Clare Yow, Through the thick and thin of it

work statement

This submitted work is part of Clare’s ongoing project marking the centenary of the 1923 Chinese Immigration Act, in which she draws on Exclusion Era (1923-47) materials held in public archives and ties them to present day concerns. Here, Clare uses a series of historical and self-captured photographs of Vancouver’s Chinatown community, rallying together in the surrounding vicinity of the MPCAS.

The photographs are mounted onto wooden cradle boards and the figures and their protest banners have been isolated with thick, white acrylic paint. This work commemorates how Chinatowns across Turtle Island have historically and presently been such sites of resistance—to live and thrive against colonial white supremacist violence including greed, inequity, and gentrification. At the same time, it has also been a fight for the people, particularly the working poor and our elders, and for peace.
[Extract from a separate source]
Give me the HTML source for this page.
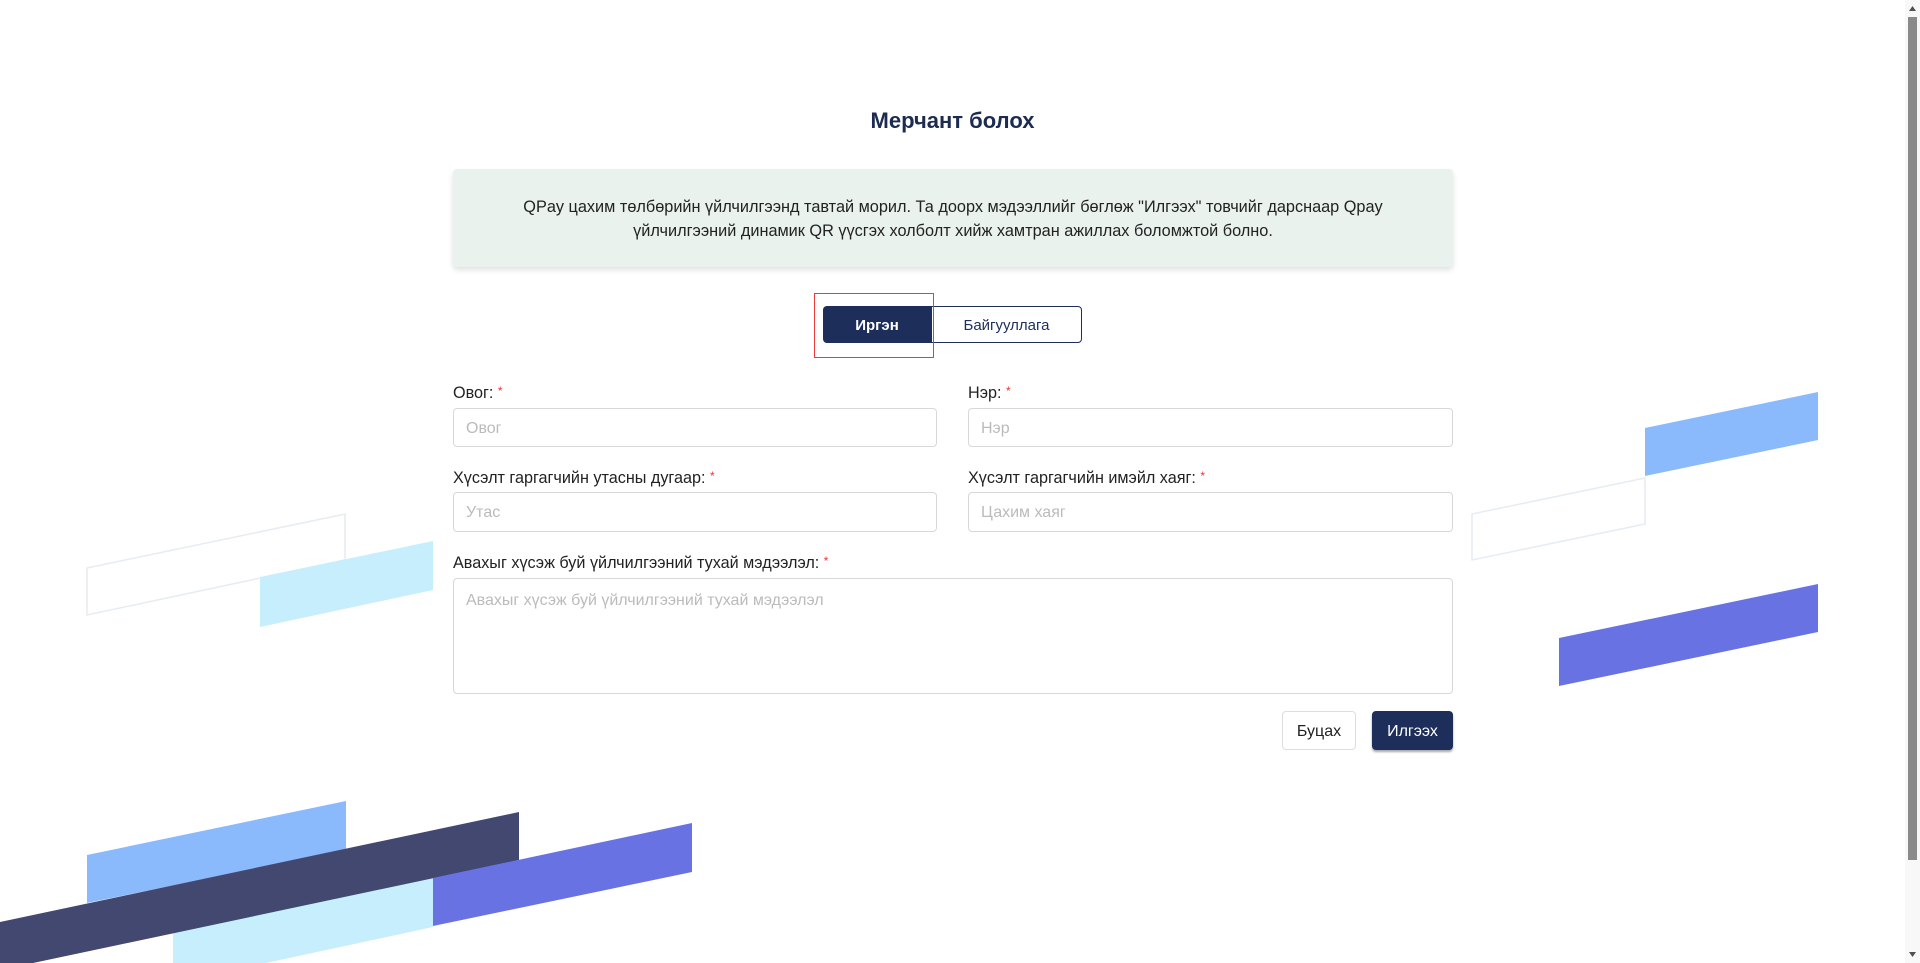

From a rally in the 1930s highlighting the death of Chinese workers due to severe negligence and another against fascism, war and invasion, to the 2017 and 2023 resistance movements opposing the 105 Keefer development, Clare’s video stitches together images that honour the fighting spirit of Chinatown’s residents and its allies — united, powerful, daring, and hopeful.

artist bio

Clare Yow is a Chinese-Canadian visual artist working primarily in photography with documentary as its basis. Her practice is foregrounded on the politics of identity and being and their intersections with the everyday. Through various forms of making, Clare is concerned with rootedness, labour, and the movements towards collective justice and liberation.